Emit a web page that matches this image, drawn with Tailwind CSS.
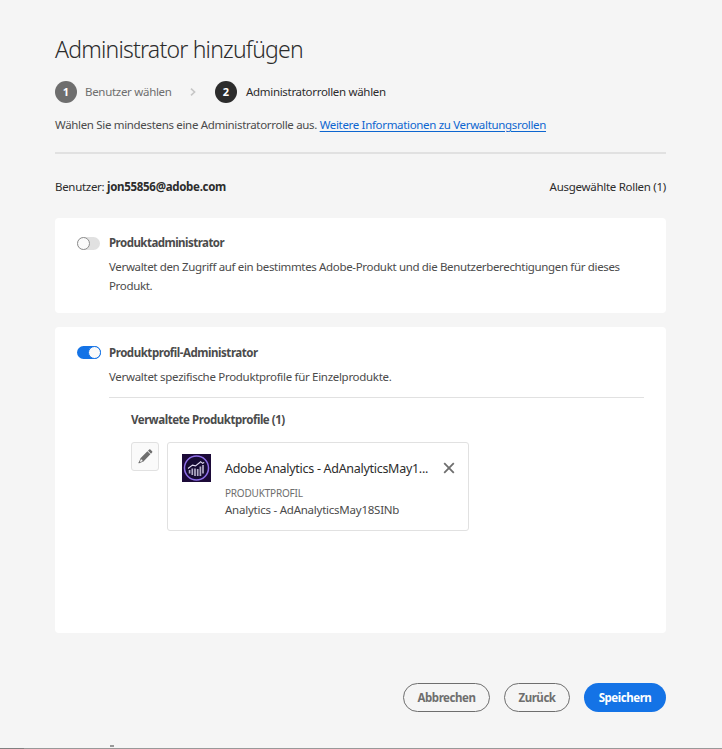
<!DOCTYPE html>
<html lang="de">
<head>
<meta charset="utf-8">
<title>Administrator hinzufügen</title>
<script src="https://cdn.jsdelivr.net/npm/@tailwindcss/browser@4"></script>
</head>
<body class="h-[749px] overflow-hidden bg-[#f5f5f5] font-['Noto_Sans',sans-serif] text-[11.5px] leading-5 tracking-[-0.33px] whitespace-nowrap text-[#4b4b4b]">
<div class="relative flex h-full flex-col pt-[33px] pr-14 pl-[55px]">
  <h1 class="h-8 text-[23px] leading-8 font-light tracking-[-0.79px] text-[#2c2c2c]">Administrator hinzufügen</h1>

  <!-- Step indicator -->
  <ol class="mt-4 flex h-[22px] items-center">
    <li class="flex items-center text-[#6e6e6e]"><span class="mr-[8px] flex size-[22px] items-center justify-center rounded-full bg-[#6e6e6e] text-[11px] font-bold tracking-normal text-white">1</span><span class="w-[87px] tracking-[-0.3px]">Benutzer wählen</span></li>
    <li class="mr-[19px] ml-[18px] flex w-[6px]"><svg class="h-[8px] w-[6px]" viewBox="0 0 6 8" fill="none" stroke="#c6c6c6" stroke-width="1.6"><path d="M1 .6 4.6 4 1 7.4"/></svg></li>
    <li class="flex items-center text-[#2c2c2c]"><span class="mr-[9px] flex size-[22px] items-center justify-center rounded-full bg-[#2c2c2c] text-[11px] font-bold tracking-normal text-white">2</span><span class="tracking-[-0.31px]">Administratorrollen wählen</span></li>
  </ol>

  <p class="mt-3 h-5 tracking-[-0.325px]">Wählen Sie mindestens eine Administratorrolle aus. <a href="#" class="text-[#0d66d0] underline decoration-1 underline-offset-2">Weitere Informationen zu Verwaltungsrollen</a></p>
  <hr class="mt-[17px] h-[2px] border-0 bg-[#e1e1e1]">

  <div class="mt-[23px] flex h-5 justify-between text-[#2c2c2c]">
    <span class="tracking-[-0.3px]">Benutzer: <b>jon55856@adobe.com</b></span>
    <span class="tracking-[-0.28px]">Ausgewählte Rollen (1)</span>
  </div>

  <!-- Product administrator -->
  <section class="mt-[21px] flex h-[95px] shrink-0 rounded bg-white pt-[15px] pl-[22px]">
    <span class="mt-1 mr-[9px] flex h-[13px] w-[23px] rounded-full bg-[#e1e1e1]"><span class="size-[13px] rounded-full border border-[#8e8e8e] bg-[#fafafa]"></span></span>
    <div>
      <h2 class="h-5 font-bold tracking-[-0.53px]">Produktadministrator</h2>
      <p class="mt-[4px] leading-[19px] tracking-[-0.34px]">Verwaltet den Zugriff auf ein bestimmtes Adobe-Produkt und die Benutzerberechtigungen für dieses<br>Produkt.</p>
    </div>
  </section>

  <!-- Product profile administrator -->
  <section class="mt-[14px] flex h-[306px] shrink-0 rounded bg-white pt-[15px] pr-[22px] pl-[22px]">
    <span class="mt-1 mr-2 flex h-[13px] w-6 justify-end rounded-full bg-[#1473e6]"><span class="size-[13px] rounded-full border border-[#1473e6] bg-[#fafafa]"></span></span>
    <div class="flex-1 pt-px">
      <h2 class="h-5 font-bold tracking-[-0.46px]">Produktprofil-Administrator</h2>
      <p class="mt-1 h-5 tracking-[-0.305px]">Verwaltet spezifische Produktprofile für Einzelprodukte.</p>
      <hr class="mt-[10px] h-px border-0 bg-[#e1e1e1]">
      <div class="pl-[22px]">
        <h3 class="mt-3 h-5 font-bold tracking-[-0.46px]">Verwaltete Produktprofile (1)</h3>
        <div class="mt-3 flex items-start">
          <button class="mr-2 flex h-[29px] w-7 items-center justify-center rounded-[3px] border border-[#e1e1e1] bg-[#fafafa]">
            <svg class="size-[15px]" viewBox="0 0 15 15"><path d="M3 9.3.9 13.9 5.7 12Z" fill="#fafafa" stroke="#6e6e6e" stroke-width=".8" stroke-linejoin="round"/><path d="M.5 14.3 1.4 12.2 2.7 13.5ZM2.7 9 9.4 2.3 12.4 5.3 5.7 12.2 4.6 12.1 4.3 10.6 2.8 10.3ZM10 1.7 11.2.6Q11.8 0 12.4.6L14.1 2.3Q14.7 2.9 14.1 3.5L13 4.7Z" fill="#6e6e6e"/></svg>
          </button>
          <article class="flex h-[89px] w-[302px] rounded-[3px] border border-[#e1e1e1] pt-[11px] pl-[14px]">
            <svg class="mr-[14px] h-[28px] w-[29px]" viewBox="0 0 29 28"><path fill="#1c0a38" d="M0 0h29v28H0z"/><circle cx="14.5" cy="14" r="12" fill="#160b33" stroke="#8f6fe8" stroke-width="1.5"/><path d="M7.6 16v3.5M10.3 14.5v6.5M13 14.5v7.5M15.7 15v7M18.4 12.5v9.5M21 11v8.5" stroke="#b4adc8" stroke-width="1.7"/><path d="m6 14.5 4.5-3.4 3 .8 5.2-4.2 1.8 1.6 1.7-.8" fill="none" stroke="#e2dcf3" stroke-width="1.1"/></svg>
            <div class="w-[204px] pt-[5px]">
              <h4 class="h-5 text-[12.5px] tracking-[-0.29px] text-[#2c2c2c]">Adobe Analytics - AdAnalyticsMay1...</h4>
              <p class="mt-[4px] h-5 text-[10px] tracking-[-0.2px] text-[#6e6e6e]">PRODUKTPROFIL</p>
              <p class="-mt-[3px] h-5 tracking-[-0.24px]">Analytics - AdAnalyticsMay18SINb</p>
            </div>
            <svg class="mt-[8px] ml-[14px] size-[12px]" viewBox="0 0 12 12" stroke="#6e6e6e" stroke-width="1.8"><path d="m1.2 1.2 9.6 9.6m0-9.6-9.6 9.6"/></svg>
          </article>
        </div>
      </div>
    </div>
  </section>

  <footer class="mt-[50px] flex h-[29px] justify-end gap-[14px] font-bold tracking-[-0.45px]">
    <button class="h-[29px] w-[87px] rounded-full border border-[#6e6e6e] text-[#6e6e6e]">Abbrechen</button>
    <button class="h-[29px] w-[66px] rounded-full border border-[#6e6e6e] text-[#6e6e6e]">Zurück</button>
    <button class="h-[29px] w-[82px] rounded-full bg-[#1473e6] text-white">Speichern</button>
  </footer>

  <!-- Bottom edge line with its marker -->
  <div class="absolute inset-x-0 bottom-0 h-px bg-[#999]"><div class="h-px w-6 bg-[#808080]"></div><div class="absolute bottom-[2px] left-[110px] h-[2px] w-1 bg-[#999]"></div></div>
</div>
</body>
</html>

########################################

→ **Exercise task**
Write out the full set of lines verbatim, without the pictures.

→ **Answer to the exercise**
Emit a web page that matches this image, drawn with Tailwind CSS.
<!DOCTYPE html>
<html lang="de">
<head>
<meta charset="utf-8">
<title>Administrator hinzufügen</title>
<script src="https://cdn.jsdelivr.net/npm/@tailwindcss/browser@4"></script>
</head>
<body class="h-[749px] overflow-hidden bg-[#f5f5f5] font-['Noto_Sans',sans-serif] text-[11.5px] leading-5 tracking-[-0.33px] whitespace-nowrap text-[#4b4b4b]">
<div class="relative flex h-full flex-col pt-[33px] pr-14 pl-[55px]">
  <h1 class="h-8 text-[23px] leading-8 font-light tracking-[-0.79px] text-[#2c2c2c]">Administrator hinzufügen</h1>

  <!-- Step indicator -->
  <ol class="mt-4 flex h-[22px] items-center">
    <li class="flex items-center text-[#6e6e6e]"><span class="mr-[8px] flex size-[22px] items-center justify-center rounded-full bg-[#6e6e6e] text-[11px] font-bold tracking-normal text-white">1</span><span class="w-[87px] tracking-[-0.3px]">Benutzer wählen</span></li>
    <li class="mr-[19px] ml-[18px] flex w-[6px]"><svg class="h-[8px] w-[6px]" viewBox="0 0 6 8" fill="none" stroke="#c6c6c6" stroke-width="1.6"><path d="M1 .6 4.6 4 1 7.4"/></svg></li>
    <li class="flex items-center text-[#2c2c2c]"><span class="mr-[9px] flex size-[22px] items-center justify-center rounded-full bg-[#2c2c2c] text-[11px] font-bold tracking-normal text-white">2</span><span class="tracking-[-0.31px]">Administratorrollen wählen</span></li>
  </ol>

  <p class="mt-3 h-5 tracking-[-0.325px]">Wählen Sie mindestens eine Administratorrolle aus. <a href="#" class="text-[#0d66d0] underline decoration-1 underline-offset-2">Weitere Informationen zu Verwaltungsrollen</a></p>
  <hr class="mt-[17px] h-[2px] border-0 bg-[#e1e1e1]">

  <div class="mt-[23px] flex h-5 justify-between text-[#2c2c2c]">
    <span class="tracking-[-0.3px]">Benutzer: <b>jon55856@adobe.com</b></span>
    <span class="tracking-[-0.28px]">Ausgewählte Rollen (1)</span>
  </div>

  <!-- Product administrator -->
  <section class="mt-[21px] flex h-[95px] shrink-0 rounded bg-white pt-[15px] pl-[22px]">
    <span class="mt-1 mr-[9px] flex h-[13px] w-[23px] rounded-full bg-[#e1e1e1]"><span class="size-[13px] rounded-full border border-[#8e8e8e] bg-[#fafafa]"></span></span>
    <div>
      <h2 class="h-5 font-bold tracking-[-0.53px]">Produktadministrator</h2>
      <p class="mt-[4px] leading-[19px] tracking-[-0.34px]">Verwaltet den Zugriff auf ein bestimmtes Adobe-Produkt und die Benutzerberechtigungen für dieses<br>Produkt.</p>
    </div>
  </section>

  <!-- Product profile administrator -->
  <section class="mt-[14px] flex h-[306px] shrink-0 rounded bg-white pt-[15px] pr-[22px] pl-[22px]">
    <span class="mt-1 mr-2 flex h-[13px] w-6 justify-end rounded-full bg-[#1473e6]"><span class="size-[13px] rounded-full border border-[#1473e6] bg-[#fafafa]"></span></span>
    <div class="flex-1 pt-px">
      <h2 class="h-5 font-bold tracking-[-0.46px]">Produktprofil-Administrator</h2>
      <p class="mt-1 h-5 tracking-[-0.305px]">Verwaltet spezifische Produktprofile für Einzelprodukte.</p>
      <hr class="mt-[10px] h-px border-0 bg-[#e1e1e1]">
      <div class="pl-[22px]">
        <h3 class="mt-3 h-5 font-bold tracking-[-0.46px]">Verwaltete Produktprofile (1)</h3>
        <div class="mt-3 flex items-start">
          <button class="mr-2 flex h-[29px] w-7 items-center justify-center rounded-[3px] border border-[#e1e1e1] bg-[#fafafa]">
            <svg class="size-[15px]" viewBox="0 0 15 15"><path d="M3 9.3.9 13.9 5.7 12Z" fill="#fafafa" stroke="#6e6e6e" stroke-width=".8" stroke-linejoin="round"/><path d="M.5 14.3 1.4 12.2 2.7 13.5ZM2.7 9 9.4 2.3 12.4 5.3 5.7 12.2 4.6 12.1 4.3 10.6 2.8 10.3ZM10 1.7 11.2.6Q11.8 0 12.4.6L14.1 2.3Q14.7 2.9 14.1 3.5L13 4.7Z" fill="#6e6e6e"/></svg>
          </button>
          <article class="flex h-[89px] w-[302px] rounded-[3px] border border-[#e1e1e1] pt-[11px] pl-[14px]">
            <svg class="mr-[14px] h-[28px] w-[29px]" viewBox="0 0 29 28"><path fill="#1c0a38" d="M0 0h29v28H0z"/><circle cx="14.5" cy="14" r="12" fill="#160b33" stroke="#8f6fe8" stroke-width="1.5"/><path d="M7.6 16v3.5M10.3 14.5v6.5M13 14.5v7.5M15.7 15v7M18.4 12.5v9.5M21 11v8.5" stroke="#b4adc8" stroke-width="1.7"/><path d="m6 14.5 4.5-3.4 3 .8 5.2-4.2 1.8 1.6 1.7-.8" fill="none" stroke="#e2dcf3" stroke-width="1.1"/></svg>
            <div class="w-[204px] pt-[5px]">
              <h4 class="h-5 text-[12.5px] tracking-[-0.29px] text-[#2c2c2c]">Adobe Analytics - AdAnalyticsMay1...</h4>
              <p class="mt-[4px] h-5 text-[10px] tracking-[-0.2px] text-[#6e6e6e]">PRODUKTPROFIL</p>
              <p class="-mt-[3px] h-5 tracking-[-0.24px]">Analytics - AdAnalyticsMay18SINb</p>
            </div>
            <svg class="mt-[8px] ml-[14px] size-[12px]" viewBox="0 0 12 12" stroke="#6e6e6e" stroke-width="1.8"><path d="m1.2 1.2 9.6 9.6m0-9.6-9.6 9.6"/></svg>
          </article>
        </div>
      </div>
    </div>
  </section>

  <footer class="mt-[50px] flex h-[29px] justify-end gap-[14px] font-bold tracking-[-0.45px]">
    <button class="h-[29px] w-[87px] rounded-full border border-[#6e6e6e] text-[#6e6e6e]">Abbrechen</button>
    <button class="h-[29px] w-[66px] rounded-full border border-[#6e6e6e] text-[#6e6e6e]">Zurück</button>
    <button class="h-[29px] w-[82px] rounded-full bg-[#1473e6] text-white">Speichern</button>
  </footer>

  <!-- Bottom edge line with its marker -->
  <div class="absolute inset-x-0 bottom-0 h-px bg-[#999]"><div class="h-px w-6 bg-[#808080]"></div><div class="absolute bottom-[2px] left-[110px] h-[2px] w-1 bg-[#999]"></div></div>
</div>
</body>
</html>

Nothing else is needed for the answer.